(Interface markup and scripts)

[Begin]

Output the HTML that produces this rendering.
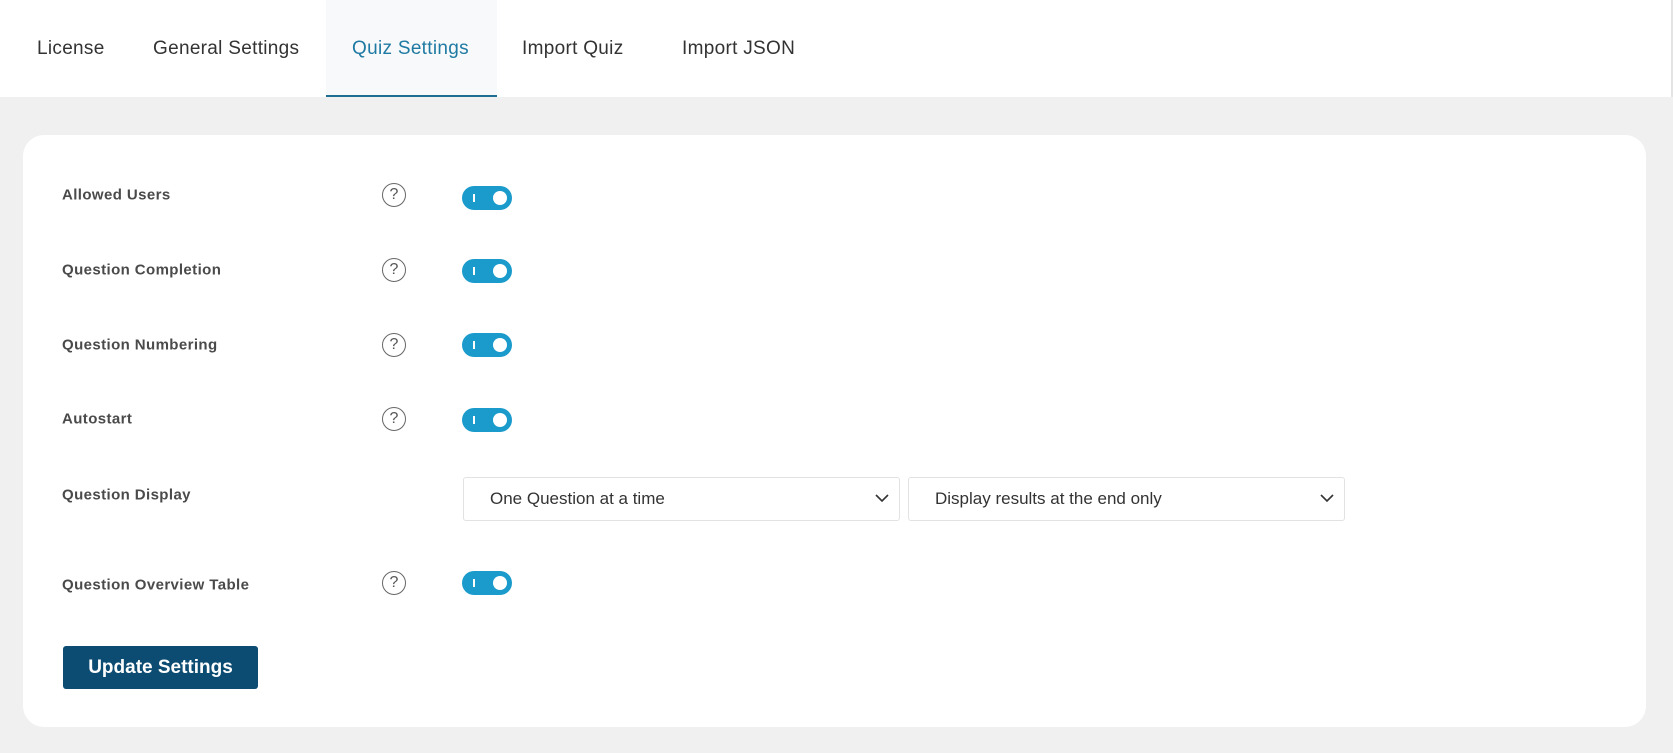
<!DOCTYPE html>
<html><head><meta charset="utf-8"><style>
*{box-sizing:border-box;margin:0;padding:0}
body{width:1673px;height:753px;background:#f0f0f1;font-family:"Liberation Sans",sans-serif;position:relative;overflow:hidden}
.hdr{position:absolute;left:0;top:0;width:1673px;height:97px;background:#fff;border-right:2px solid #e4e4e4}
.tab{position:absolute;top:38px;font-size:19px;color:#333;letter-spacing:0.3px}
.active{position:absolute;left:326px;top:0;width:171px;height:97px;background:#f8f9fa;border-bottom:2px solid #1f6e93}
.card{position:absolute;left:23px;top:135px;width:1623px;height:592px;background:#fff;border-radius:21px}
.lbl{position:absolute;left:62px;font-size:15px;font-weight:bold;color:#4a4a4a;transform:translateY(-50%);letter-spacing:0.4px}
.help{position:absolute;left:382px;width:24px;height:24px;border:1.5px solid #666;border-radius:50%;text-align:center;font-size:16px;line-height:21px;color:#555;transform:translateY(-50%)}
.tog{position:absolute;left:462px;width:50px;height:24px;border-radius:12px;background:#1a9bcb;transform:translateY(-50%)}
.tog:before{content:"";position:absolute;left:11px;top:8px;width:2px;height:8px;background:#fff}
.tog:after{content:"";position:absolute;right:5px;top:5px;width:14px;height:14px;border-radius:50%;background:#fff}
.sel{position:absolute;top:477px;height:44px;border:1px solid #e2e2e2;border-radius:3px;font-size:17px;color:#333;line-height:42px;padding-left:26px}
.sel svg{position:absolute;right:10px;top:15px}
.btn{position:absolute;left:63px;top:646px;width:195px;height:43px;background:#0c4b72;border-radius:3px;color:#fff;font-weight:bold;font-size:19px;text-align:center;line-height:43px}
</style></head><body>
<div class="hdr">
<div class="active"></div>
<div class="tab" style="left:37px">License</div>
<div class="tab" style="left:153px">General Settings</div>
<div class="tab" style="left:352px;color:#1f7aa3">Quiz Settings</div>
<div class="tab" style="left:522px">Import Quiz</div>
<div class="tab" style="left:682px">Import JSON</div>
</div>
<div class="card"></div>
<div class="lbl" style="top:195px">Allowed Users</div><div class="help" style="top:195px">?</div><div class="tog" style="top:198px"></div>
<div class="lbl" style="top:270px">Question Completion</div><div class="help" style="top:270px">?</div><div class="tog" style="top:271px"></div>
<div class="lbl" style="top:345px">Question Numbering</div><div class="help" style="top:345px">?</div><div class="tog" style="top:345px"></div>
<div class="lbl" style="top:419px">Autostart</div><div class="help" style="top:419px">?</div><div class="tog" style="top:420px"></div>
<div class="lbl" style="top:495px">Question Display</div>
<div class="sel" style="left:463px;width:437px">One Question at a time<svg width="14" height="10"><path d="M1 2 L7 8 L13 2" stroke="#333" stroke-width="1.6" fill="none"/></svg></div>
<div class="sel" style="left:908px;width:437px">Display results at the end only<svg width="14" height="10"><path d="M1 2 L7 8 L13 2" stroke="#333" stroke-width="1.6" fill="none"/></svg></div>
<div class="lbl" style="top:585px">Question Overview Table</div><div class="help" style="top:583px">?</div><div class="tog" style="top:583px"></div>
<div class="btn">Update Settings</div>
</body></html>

[End]
[Begin]

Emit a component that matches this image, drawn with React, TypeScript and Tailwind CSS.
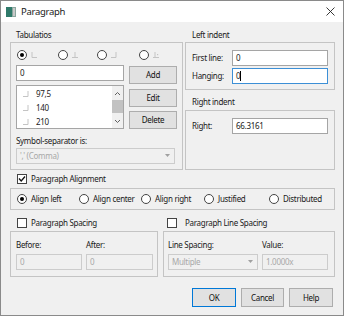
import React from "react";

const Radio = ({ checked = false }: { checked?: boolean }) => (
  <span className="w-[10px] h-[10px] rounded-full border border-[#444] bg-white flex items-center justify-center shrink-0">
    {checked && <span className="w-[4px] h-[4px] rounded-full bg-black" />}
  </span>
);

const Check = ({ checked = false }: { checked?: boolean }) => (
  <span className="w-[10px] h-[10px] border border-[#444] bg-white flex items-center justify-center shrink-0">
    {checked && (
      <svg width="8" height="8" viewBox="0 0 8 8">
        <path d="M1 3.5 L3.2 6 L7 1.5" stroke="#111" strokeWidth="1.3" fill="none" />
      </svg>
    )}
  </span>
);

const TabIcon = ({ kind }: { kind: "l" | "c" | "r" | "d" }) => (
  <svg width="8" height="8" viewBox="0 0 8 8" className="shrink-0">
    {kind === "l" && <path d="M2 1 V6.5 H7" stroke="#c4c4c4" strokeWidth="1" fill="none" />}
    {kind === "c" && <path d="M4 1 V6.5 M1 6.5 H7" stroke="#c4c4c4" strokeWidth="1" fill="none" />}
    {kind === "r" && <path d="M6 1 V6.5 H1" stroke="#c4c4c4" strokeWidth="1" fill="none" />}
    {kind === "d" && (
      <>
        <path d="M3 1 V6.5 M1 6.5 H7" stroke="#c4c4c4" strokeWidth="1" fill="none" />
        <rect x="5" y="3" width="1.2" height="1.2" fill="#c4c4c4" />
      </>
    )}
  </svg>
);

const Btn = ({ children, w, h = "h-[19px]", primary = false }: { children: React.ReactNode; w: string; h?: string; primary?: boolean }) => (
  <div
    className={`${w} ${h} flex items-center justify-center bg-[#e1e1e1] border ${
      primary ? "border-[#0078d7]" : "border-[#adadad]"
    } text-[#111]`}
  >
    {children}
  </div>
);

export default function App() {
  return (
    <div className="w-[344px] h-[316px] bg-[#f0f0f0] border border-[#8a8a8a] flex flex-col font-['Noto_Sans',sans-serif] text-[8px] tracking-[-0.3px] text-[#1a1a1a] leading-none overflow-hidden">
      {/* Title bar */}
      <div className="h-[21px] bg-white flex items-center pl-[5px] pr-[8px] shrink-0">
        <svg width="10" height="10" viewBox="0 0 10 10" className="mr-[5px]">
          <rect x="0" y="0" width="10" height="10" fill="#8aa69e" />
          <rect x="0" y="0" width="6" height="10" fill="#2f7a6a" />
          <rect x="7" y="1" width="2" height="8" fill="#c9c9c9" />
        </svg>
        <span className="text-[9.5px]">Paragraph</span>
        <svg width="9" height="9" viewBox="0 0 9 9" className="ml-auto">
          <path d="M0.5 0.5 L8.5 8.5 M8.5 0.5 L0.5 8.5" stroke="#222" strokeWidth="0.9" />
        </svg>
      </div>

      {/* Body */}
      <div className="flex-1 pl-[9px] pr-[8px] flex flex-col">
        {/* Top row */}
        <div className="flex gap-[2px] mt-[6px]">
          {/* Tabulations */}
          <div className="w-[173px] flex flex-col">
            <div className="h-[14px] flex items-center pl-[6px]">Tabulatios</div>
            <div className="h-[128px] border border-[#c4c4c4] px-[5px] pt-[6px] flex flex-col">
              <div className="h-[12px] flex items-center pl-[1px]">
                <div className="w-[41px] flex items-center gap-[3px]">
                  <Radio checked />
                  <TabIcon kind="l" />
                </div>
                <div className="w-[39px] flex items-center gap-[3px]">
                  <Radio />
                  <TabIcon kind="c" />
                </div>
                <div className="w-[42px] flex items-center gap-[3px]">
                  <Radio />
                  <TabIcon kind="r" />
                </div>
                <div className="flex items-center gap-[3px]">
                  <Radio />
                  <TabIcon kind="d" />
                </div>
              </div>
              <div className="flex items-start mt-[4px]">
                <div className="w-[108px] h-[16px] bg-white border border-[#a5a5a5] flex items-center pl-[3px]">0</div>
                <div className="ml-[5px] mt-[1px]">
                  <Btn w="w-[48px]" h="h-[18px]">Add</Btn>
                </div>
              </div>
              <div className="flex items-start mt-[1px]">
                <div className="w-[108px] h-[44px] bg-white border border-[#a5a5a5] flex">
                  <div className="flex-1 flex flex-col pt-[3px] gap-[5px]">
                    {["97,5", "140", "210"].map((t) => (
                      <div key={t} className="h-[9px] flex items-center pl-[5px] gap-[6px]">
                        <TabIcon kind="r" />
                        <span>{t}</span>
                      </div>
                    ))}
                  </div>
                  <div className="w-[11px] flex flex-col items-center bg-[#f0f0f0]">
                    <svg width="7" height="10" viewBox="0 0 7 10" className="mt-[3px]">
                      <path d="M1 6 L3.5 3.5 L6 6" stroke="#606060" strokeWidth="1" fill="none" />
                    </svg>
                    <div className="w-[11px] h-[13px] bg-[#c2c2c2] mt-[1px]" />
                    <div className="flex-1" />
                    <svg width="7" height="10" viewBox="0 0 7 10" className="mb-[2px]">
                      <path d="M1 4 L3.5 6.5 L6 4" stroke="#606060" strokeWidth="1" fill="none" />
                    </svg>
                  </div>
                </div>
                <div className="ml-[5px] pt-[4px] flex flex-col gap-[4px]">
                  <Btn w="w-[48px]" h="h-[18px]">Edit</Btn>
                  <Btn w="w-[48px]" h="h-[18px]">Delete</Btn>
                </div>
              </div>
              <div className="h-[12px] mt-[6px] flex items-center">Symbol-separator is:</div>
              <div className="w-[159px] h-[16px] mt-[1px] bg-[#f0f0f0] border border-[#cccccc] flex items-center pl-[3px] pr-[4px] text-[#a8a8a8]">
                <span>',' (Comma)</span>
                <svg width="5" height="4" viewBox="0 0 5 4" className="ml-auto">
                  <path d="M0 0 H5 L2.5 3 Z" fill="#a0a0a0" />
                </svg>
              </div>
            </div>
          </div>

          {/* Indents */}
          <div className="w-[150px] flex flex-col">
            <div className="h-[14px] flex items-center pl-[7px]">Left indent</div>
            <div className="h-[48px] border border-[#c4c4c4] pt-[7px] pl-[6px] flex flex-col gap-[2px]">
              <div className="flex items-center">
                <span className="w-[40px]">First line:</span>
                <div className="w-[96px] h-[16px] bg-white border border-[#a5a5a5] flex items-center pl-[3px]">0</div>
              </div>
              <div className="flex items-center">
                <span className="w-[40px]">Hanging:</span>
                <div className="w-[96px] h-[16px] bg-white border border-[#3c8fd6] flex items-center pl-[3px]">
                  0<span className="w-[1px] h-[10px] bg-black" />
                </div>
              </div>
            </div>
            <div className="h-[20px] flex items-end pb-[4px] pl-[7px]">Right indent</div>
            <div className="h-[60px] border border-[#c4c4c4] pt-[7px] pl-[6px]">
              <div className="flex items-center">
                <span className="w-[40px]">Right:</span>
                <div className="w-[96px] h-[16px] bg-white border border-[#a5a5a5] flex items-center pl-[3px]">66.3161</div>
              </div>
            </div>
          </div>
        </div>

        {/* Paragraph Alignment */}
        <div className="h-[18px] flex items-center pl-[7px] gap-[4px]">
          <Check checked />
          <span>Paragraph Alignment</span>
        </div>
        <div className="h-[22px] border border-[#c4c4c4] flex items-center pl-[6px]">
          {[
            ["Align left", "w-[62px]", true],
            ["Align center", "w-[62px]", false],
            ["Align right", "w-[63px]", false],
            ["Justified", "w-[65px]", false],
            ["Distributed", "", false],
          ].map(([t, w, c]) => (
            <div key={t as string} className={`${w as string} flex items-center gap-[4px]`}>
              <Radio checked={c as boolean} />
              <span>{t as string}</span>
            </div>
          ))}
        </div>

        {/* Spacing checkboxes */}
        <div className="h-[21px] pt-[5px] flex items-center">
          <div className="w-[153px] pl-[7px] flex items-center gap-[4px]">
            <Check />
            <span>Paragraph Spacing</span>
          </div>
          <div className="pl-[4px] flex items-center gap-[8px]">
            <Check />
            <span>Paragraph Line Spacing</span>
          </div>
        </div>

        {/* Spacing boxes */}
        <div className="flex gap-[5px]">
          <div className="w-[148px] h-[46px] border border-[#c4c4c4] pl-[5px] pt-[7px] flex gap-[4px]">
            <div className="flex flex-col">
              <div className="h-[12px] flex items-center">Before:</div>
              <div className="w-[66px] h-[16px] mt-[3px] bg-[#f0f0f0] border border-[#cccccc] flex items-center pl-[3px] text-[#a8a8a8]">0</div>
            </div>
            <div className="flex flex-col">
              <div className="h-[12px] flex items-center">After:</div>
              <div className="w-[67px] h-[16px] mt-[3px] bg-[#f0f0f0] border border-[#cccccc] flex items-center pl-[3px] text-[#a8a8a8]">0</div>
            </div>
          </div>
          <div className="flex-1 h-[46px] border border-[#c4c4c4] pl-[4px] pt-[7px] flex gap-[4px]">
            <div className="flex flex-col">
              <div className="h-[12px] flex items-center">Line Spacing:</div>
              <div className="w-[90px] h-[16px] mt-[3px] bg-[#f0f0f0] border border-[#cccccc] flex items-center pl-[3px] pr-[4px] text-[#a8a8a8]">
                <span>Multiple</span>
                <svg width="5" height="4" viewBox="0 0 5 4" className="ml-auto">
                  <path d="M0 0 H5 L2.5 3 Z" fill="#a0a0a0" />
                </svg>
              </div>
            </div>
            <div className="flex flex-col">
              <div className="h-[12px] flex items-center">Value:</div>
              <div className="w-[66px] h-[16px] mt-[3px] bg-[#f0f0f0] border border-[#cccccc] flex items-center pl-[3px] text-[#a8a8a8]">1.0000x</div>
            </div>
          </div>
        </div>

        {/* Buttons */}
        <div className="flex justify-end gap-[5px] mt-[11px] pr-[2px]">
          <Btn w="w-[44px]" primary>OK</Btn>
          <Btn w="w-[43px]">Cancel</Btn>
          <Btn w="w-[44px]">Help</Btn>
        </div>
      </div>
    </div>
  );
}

[End]
[Begin]

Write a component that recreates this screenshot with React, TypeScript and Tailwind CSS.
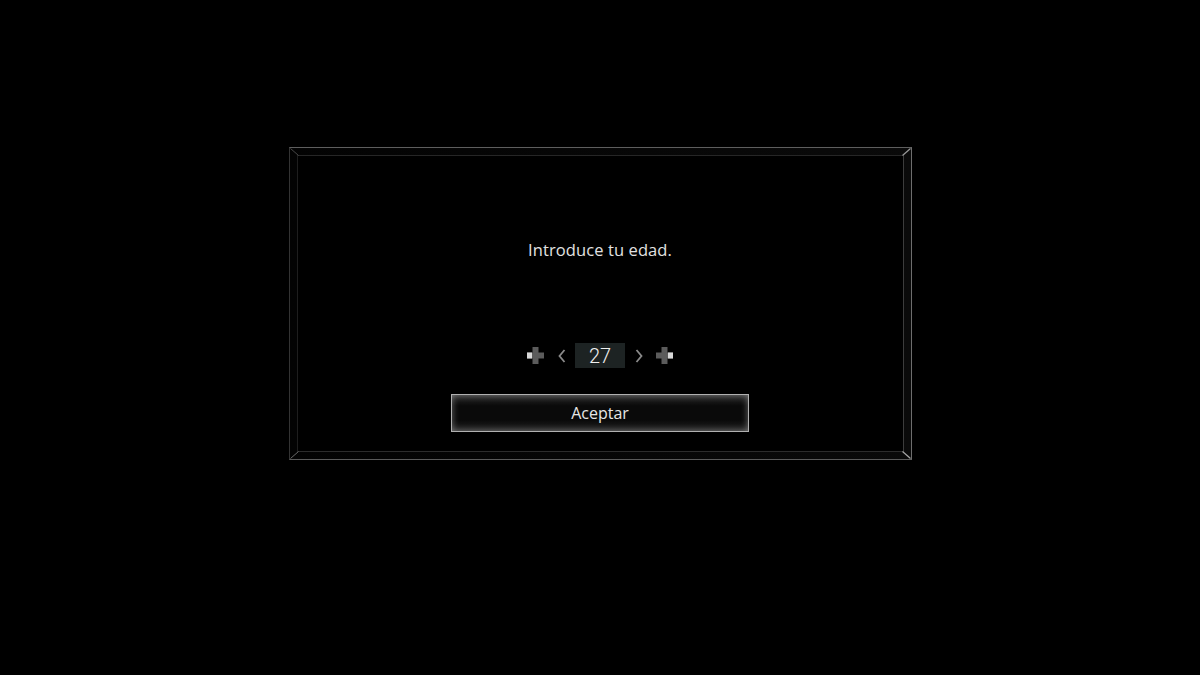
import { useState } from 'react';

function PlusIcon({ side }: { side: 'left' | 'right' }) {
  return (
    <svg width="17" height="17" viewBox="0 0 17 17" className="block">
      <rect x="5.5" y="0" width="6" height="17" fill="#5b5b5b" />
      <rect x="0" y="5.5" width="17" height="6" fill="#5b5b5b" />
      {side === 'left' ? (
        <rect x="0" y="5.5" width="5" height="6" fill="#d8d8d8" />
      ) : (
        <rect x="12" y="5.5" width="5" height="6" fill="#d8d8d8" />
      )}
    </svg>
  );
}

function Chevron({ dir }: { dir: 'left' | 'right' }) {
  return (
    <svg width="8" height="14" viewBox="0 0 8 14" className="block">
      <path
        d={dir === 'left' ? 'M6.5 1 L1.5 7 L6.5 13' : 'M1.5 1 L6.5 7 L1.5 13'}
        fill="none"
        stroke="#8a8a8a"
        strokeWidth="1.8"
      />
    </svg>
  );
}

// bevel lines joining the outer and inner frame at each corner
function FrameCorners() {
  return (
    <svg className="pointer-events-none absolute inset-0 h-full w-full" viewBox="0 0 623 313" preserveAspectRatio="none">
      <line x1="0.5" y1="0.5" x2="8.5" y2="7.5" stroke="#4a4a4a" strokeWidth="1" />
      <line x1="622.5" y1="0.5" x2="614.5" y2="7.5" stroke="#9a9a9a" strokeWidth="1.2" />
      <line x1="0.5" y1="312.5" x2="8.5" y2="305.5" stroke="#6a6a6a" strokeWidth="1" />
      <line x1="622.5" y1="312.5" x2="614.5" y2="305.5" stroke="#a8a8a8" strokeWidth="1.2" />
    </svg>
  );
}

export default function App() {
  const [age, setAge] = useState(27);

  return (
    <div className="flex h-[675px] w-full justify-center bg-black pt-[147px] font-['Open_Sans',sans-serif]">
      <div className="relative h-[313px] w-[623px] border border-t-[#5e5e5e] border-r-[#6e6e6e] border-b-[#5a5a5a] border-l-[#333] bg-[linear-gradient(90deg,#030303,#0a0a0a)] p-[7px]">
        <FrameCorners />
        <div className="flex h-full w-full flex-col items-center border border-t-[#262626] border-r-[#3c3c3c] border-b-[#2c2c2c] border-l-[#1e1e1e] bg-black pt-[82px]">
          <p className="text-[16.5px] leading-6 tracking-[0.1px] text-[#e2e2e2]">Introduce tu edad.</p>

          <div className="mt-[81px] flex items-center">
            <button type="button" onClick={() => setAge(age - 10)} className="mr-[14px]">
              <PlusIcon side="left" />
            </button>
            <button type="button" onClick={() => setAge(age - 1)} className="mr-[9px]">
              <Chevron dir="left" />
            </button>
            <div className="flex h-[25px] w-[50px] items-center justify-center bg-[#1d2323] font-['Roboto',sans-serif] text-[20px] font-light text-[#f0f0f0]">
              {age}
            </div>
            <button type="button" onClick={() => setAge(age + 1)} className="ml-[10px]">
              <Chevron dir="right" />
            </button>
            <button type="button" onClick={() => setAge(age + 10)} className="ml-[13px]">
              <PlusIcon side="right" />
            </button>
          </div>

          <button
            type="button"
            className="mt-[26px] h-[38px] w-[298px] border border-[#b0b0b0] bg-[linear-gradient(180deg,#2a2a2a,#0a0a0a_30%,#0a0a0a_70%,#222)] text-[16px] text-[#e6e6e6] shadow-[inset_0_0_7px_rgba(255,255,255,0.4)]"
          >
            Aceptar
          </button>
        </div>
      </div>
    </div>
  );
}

[End]

Search the data above for lines holding "Tailwind" and copy each of them.

Emit a component that matches this image, drawn with React, TypeScript and Tailwind CSS.
Write a component that recreates this screenshot with React, TypeScript and Tailwind CSS.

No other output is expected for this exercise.